凍てついた朝の声

凍てついた朝の空気の中を
僕は一歩ずつゆっくりと歩いた。
どこにどれくらいの雪が積もっているかとか、
路面のどこが凍っているかまでは白杖ではなかなか判らない。
慎重にゆっくり歩くしかない。
外出を断念するとかタクシーを利用するのも選択肢のひとつだと思っている。
幸い僕が暮らす京都では、そんな日は一年に数日しかないから助かっている。
今朝はいつもの横断歩道までいつもの倍くらいの時間をかけてたどり着いた。
足裏で点字ブロックを確認してなんとなく安心した。
車のエンジン音で信号の青を確認するのだが、
その作業をしようと思った瞬間、
「青になりましたよ。
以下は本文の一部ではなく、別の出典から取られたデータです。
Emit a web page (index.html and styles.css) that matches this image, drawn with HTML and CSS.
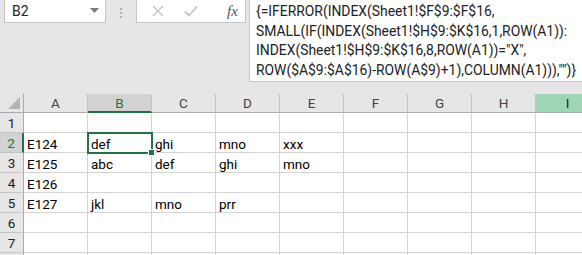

」
耳元で若い男性の声がした。
人の気配さえ気づいていなかったというのは、
転ばないように歩くことに神経を集中させていたのだろう。
「ありがとうございます。助かります。」
僕は御礼を言って横断歩道を渡った。
その後、その声の主がどちらに動いたのかも判らなかった。
横断歩道を渡り終えて、そこからバス停までをまた慎重に歩いた。
もう冷たさは感じなかった。
うれしいという思いが身体まで暖かくしてくれたような感じだった。
声の主が中学生だったのか高校生だったのかそれとも大人だったのか、
僕には判ってはいない。
判ったのは男性だということ、人間のぬくおりのある声だったということだけだ。
何も画像のない中で聞こえるやさしい人間の声、
これは僕達にしか味わえないのだろうけど、
本当に素敵ですよ。
心までがポカポカするのですから。